- [Exercise aim]
Reproduce every entry below precisely. Pictures are excluded from the copy.
begin Data for processing
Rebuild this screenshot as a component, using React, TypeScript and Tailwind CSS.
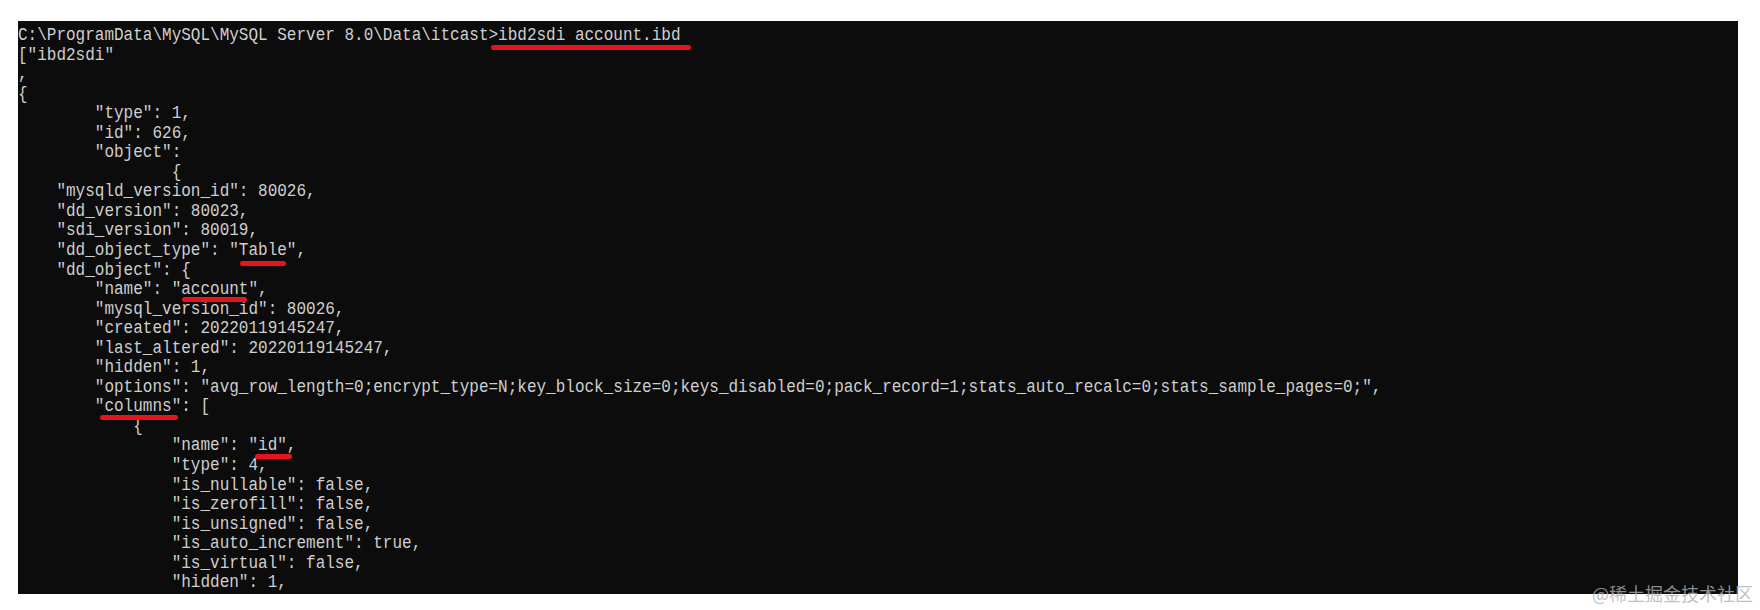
const lines = [
  "C:\\ProgramData\\MySQL\\MySQL Server 8.0\\Data\\itcast>ibd2sdi account.ibd",
  '["ibd2sdi"',
  ",",
  "{",
  '        "type": 1,',
  '        "id": 626,',
  '        "object":',
  "                {",
  '    "mysqld_version_id": 80026,',
  '    "dd_version": 80023,',
  '    "sdi_version": 80019,',
  '    "dd_object_type": "Table",',
  '    "dd_object": {',
  '        "name": "account",',
  '        "mysql_version_id": 80026,',
  '        "created": 20220119145247,',
  '        "last_altered": 20220119145247,',
  '        "hidden": 1,',
  '        "options": "avg_row_length=0;encrypt_type=N;key_block_size=0;keys_disabled=0;pack_record=1;stats_auto_recalc=0;stats_sample_pages=0;",',
  '        "columns": [',
  "            {",
  '                "name": "id",',
  '                "type": 4,',
  '                "is_nullable": false,',
  '                "is_zerofill": false,',
  '                "is_unsigned": false,',
  '                "is_auto_increment": true,',
  '                "is_virtual": false,',
  '                "hidden": 1,',
  '                "ordinal_position": 1,',
];

// red marker strokes drawn over the screenshot
const marks = [
  { left: 473, top: 24, width: 200 },
  { left: 222, top: 240, width: 46 },
  { left: 164, top: 276, width: 65 },
  { left: 82, top: 394, width: 78 },
  { left: 237, top: 433, width: 37 },
];

export default function App() {
  return (
    <div className="relative w-[1760px] h-[610px] bg-white overflow-hidden">
      <div className="relative ml-[18px] mt-[21px] w-[1720px] h-[573px] bg-[#0c0c0c] overflow-hidden">
        <div className="pt-[5px] font-['Liberation_Mono',monospace] text-[16px] leading-[19.55px] text-[#cfcfcf]">
          {lines.map((line, i) => (
            <div key={i} className="whitespace-pre h-[19.55px] scale-y-[1.2]">
              {line}
            </div>
          ))}
        </div>
        {marks.map((m, i) => (
          <span
            key={i}
            className="absolute h-[5px] rounded-full bg-[#e8141c]"
            style={{ left: m.left, top: m.top, width: m.width }}
          />
        ))}
      </div>
      <div className="absolute right-[7px] top-[581px] font-['Noto_Sans_CJK_SC',sans-serif] text-[18px] leading-[24px] text-[#afafaf]/80 whitespace-nowrap">
        @稀土掘金技术社区
      </div>
    </div>
  );
}
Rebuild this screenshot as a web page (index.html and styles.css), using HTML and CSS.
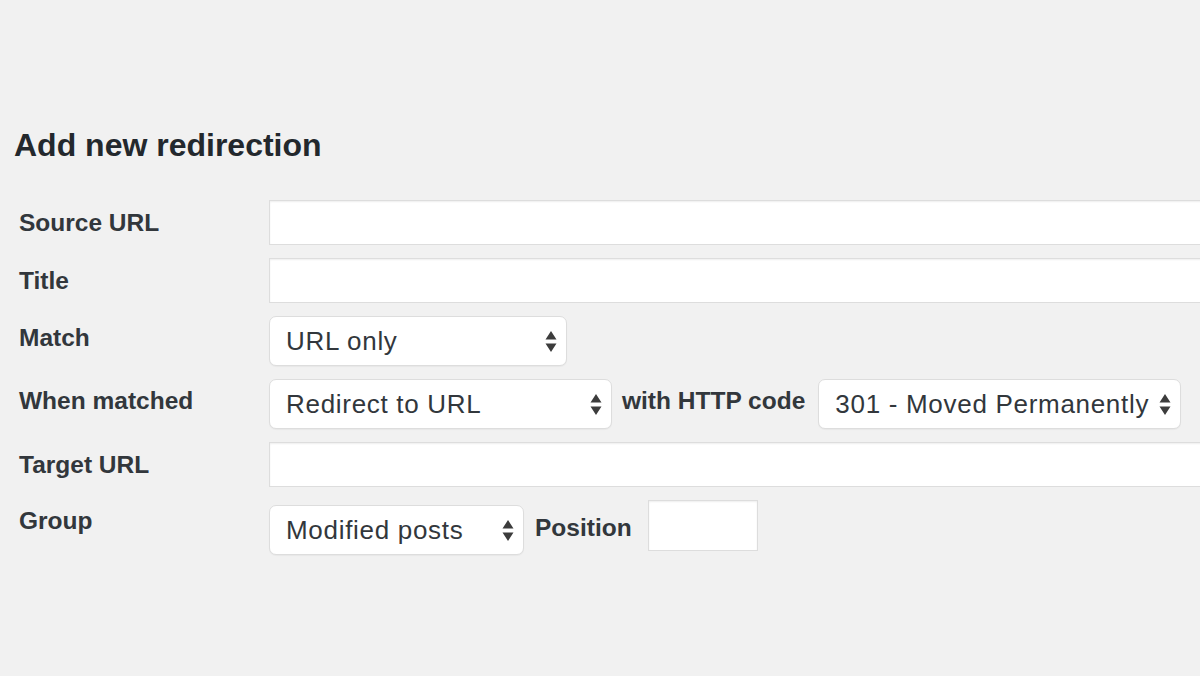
FILE: index.html
```html
<!DOCTYPE html>
<html lang="en">
<head>
    <meta charset="UTF-8">
    <meta name="viewport" content="width=device-width, initial-scale=1.0">
    <title>Add new redirection</title>
    <link rel="stylesheet" href="styles.css">
</head>
<body>
    <section class="add-new">
        <h2 class="title">Add new redirection</h2>
        <div class="form-table">
            <label class="row-label" for="source">Source URL</label>
            <div class="field">
                <input type="text" id="source" class="text-input wide">
            </div>

            <label class="row-label" for="title">Title</label>
            <div class="field">
                <input type="text" id="title" class="text-input wide">
            </div>

            <span class="row-label raised">Match</span>
            <div class="field">
                <div class="select select-match">
                    <span>URL only</span>
                    <svg class="arrows" viewBox="0 0 12 21" width="12" height="21"><path d="M6 0 L11.5 8.5 H0.5 Z M6 21 L11.5 12.5 H0.5 Z"/></svg>
                </div>
            </div>

            <span class="row-label raised">When matched</span>
            <div class="field">
                <div class="select select-action">
                    <span>Redirect to URL</span>
                    <svg class="arrows" viewBox="0 0 12 21" width="12" height="21"><path d="M6 0 L11.5 8.5 H0.5 Z M6 21 L11.5 12.5 H0.5 Z"/></svg>
                </div>
                <span class="inline-label">with HTTP code</span>
                <div class="select select-code">
                    <span>301 - Moved Permanently</span>
                    <svg class="arrows" viewBox="0 0 12 21" width="12" height="21"><path d="M6 0 L11.5 8.5 H0.5 Z M6 21 L11.5 12.5 H0.5 Z"/></svg>
                </div>
            </div>

            <label class="row-label" for="target">Target URL</label>
            <div class="field">
                <input type="text" id="target" class="text-input wide">
            </div>

            <span class="row-label last">Group</span>
            <div class="field last-field">
                <div class="select select-group">
                    <span>Modified posts</span>
                    <svg class="arrows" viewBox="0 0 12 21" width="12" height="21"><path d="M6 0 L11.5 8.5 H0.5 Z M6 21 L11.5 12.5 H0.5 Z"/></svg>
                </div>
                <span class="inline-label position-label">Position</span>
                <input type="text" class="text-input position">
            </div>
        </div>
    </section>
</body>
</html>
```

FILE: styles.css
```css
* {
    margin: 0;
    padding: 0;
    box-sizing: border-box;
    font-family: 'Liberation Sans', Arial, sans-serif;
}

body {
    background-color: #f1f1f1;
    overflow: hidden;
    width: 1200px;
    height: 676px;
}

.add-new {
    padding: 125px 0 0 14px;
}

.title {
    font-size: 32px;
    font-weight: 700;
    color: #23282d;
    line-height: 40px;
    margin-bottom: 35px;
}

/* form rows */

.form-table {
    display: grid;
    grid-template-columns: 255px 1fr;
    row-gap: 13px;
}

.row-label {
    align-self: center;
    padding-left: 5px;
    font-size: 24.5px;
    font-weight: 700;
    color: #32373c;
}

.row-label.raised {
    margin-bottom: 6px;
}

.row-label.last {
    align-self: start;
    padding-top: 7px;
}

.field {
    display: flex;
    align-items: center;
}

.last-field {
    align-items: flex-start;
}

.text-input {
    height: 45px;
    background-color: #fff;
    border: 1px solid #ddd;
    box-shadow: inset 0 1px 2px rgba(0, 0, 0, .07);
    font-size: 22px;
}

.wide {
    width: 1000px;
}

.select {
    display: flex;
    align-items: center;
    justify-content: space-between;
    height: 50px;
    padding: 0 9px 0 16px;
    background-color: #fff;
    border: 1px solid #ddd;
    border-radius: 7px;
    box-shadow: 0 1px 1px rgba(0, 0, 0, .04);
    font-family: Inter, 'Liberation Sans', sans-serif;
    font-size: 26px;
    letter-spacing: .7px;
    color: #32373c;
}

.arrows {
    fill: #3c3c3c;
    flex-shrink: 0;
}

.select-match {
    width: 298px;
}

.select-action {
    width: 343px;
}

.select-code {
    width: 363px;
}

.select-group {
    width: 255px;
    margin-top: 5px;
}

.inline-label {
    font-size: 24.5px;
    font-weight: 700;
    color: #32373c;
    margin: 0 13px 6px 10px;
}

.position-label {
    margin: 14px 16px 0 11px;
}

.position {
    width: 110px;
    height: 51px;
}
```
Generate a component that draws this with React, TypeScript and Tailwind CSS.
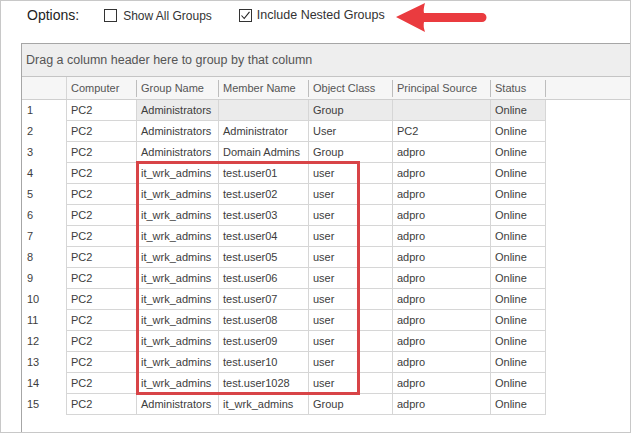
end Data for processing
- [Answer]
Rebuild this screenshot as a component, using React, TypeScript and Tailwind CSS.
const lines = [
  "C:\\ProgramData\\MySQL\\MySQL Server 8.0\\Data\\itcast>ibd2sdi account.ibd",
  '["ibd2sdi"',
  ",",
  "{",
  '        "type": 1,',
  '        "id": 626,',
  '        "object":',
  "                {",
  '    "mysqld_version_id": 80026,',
  '    "dd_version": 80023,',
  '    "sdi_version": 80019,',
  '    "dd_object_type": "Table",',
  '    "dd_object": {',
  '        "name": "account",',
  '        "mysql_version_id": 80026,',
  '        "created": 20220119145247,',
  '        "last_altered": 20220119145247,',
  '        "hidden": 1,',
  '        "options": "avg_row_length=0;encrypt_type=N;key_block_size=0;keys_disabled=0;pack_record=1;stats_auto_recalc=0;stats_sample_pages=0;",',
  '        "columns": [',
  "            {",
  '                "name": "id",',
  '                "type": 4,',
  '                "is_nullable": false,',
  '                "is_zerofill": false,',
  '                "is_unsigned": false,',
  '                "is_auto_increment": true,',
  '                "is_virtual": false,',
  '                "hidden": 1,',
  '                "ordinal_position": 1,',
];

// red marker strokes drawn over the screenshot
const marks = [
  { left: 473, top: 24, width: 200 },
  { left: 222, top: 240, width: 46 },
  { left: 164, top: 276, width: 65 },
  { left: 82, top: 394, width: 78 },
  { left: 237, top: 433, width: 37 },
];

export default function App() {
  return (
    <div className="relative w-[1760px] h-[610px] bg-white overflow-hidden">
      <div className="relative ml-[18px] mt-[21px] w-[1720px] h-[573px] bg-[#0c0c0c] overflow-hidden">
        <div className="pt-[5px] font-['Liberation_Mono',monospace] text-[16px] leading-[19.55px] text-[#cfcfcf]">
          {lines.map((line, i) => (
            <div key={i} className="whitespace-pre h-[19.55px] scale-y-[1.2]">
              {line}
            </div>
          ))}
        </div>
        {marks.map((m, i) => (
          <span
            key={i}
            className="absolute h-[5px] rounded-full bg-[#e8141c]"
            style={{ left: m.left, top: m.top, width: m.width }}
          />
        ))}
      </div>
      <div className="absolute right-[7px] top-[581px] font-['Noto_Sans_CJK_SC',sans-serif] text-[18px] leading-[24px] text-[#afafaf]/80 whitespace-nowrap">
        @稀土掘金技术社区
      </div>
    </div>
  );
}
Rebuild this screenshot as a web page (index.html and styles.css), using HTML and CSS.
FILE: index.html
```html
<!DOCTYPE html>
<html lang="en">
<head>
    <meta charset="UTF-8">
    <meta name="viewport" content="width=device-width, initial-scale=1.0">
    <title>Add new redirection</title>
    <link rel="stylesheet" href="styles.css">
</head>
<body>
    <section class="add-new">
        <h2 class="title">Add new redirection</h2>
        <div class="form-table">
            <label class="row-label" for="source">Source URL</label>
            <div class="field">
                <input type="text" id="source" class="text-input wide">
            </div>

            <label class="row-label" for="title">Title</label>
            <div class="field">
                <input type="text" id="title" class="text-input wide">
            </div>

            <span class="row-label raised">Match</span>
            <div class="field">
                <div class="select select-match">
                    <span>URL only</span>
                    <svg class="arrows" viewBox="0 0 12 21" width="12" height="21"><path d="M6 0 L11.5 8.5 H0.5 Z M6 21 L11.5 12.5 H0.5 Z"/></svg>
                </div>
            </div>

            <span class="row-label raised">When matched</span>
            <div class="field">
                <div class="select select-action">
                    <span>Redirect to URL</span>
                    <svg class="arrows" viewBox="0 0 12 21" width="12" height="21"><path d="M6 0 L11.5 8.5 H0.5 Z M6 21 L11.5 12.5 H0.5 Z"/></svg>
                </div>
                <span class="inline-label">with HTTP code</span>
                <div class="select select-code">
                    <span>301 - Moved Permanently</span>
                    <svg class="arrows" viewBox="0 0 12 21" width="12" height="21"><path d="M6 0 L11.5 8.5 H0.5 Z M6 21 L11.5 12.5 H0.5 Z"/></svg>
                </div>
            </div>

            <label class="row-label" for="target">Target URL</label>
            <div class="field">
                <input type="text" id="target" class="text-input wide">
            </div>

            <span class="row-label last">Group</span>
            <div class="field last-field">
                <div class="select select-group">
                    <span>Modified posts</span>
                    <svg class="arrows" viewBox="0 0 12 21" width="12" height="21"><path d="M6 0 L11.5 8.5 H0.5 Z M6 21 L11.5 12.5 H0.5 Z"/></svg>
                </div>
                <span class="inline-label position-label">Position</span>
                <input type="text" class="text-input position">
            </div>
        </div>
    </section>
</body>
</html>
```

FILE: styles.css
```css
* {
    margin: 0;
    padding: 0;
    box-sizing: border-box;
    font-family: 'Liberation Sans', Arial, sans-serif;
}

body {
    background-color: #f1f1f1;
    overflow: hidden;
    width: 1200px;
    height: 676px;
}

.add-new {
    padding: 125px 0 0 14px;
}

.title {
    font-size: 32px;
    font-weight: 700;
    color: #23282d;
    line-height: 40px;
    margin-bottom: 35px;
}

/* form rows */

.form-table {
    display: grid;
    grid-template-columns: 255px 1fr;
    row-gap: 13px;
}

.row-label {
    align-self: center;
    padding-left: 5px;
    font-size: 24.5px;
    font-weight: 700;
    color: #32373c;
}

.row-label.raised {
    margin-bottom: 6px;
}

.row-label.last {
    align-self: start;
    padding-top: 7px;
}

.field {
    display: flex;
    align-items: center;
}

.last-field {
    align-items: flex-start;
}

.text-input {
    height: 45px;
    background-color: #fff;
    border: 1px solid #ddd;
    box-shadow: inset 0 1px 2px rgba(0, 0, 0, .07);
    font-size: 22px;
}

.wide {
    width: 1000px;
}

.select {
    display: flex;
    align-items: center;
    justify-content: space-between;
    height: 50px;
    padding: 0 9px 0 16px;
    background-color: #fff;
    border: 1px solid #ddd;
    border-radius: 7px;
    box-shadow: 0 1px 1px rgba(0, 0, 0, .04);
    font-family: Inter, 'Liberation Sans', sans-serif;
    font-size: 26px;
    letter-spacing: .7px;
    color: #32373c;
}

.arrows {
    fill: #3c3c3c;
    flex-shrink: 0;
}

.select-match {
    width: 298px;
}

.select-action {
    width: 343px;
}

.select-code {
    width: 363px;
}

.select-group {
    width: 255px;
    margin-top: 5px;
}

.inline-label {
    font-size: 24.5px;
    font-weight: 700;
    color: #32373c;
    margin: 0 13px 6px 10px;
}

.position-label {
    margin: 14px 16px 0 11px;
}

.position {
    width: 110px;
    height: 51px;
}
```
Generate a component that draws this with React, TypeScript and Tailwind CSS.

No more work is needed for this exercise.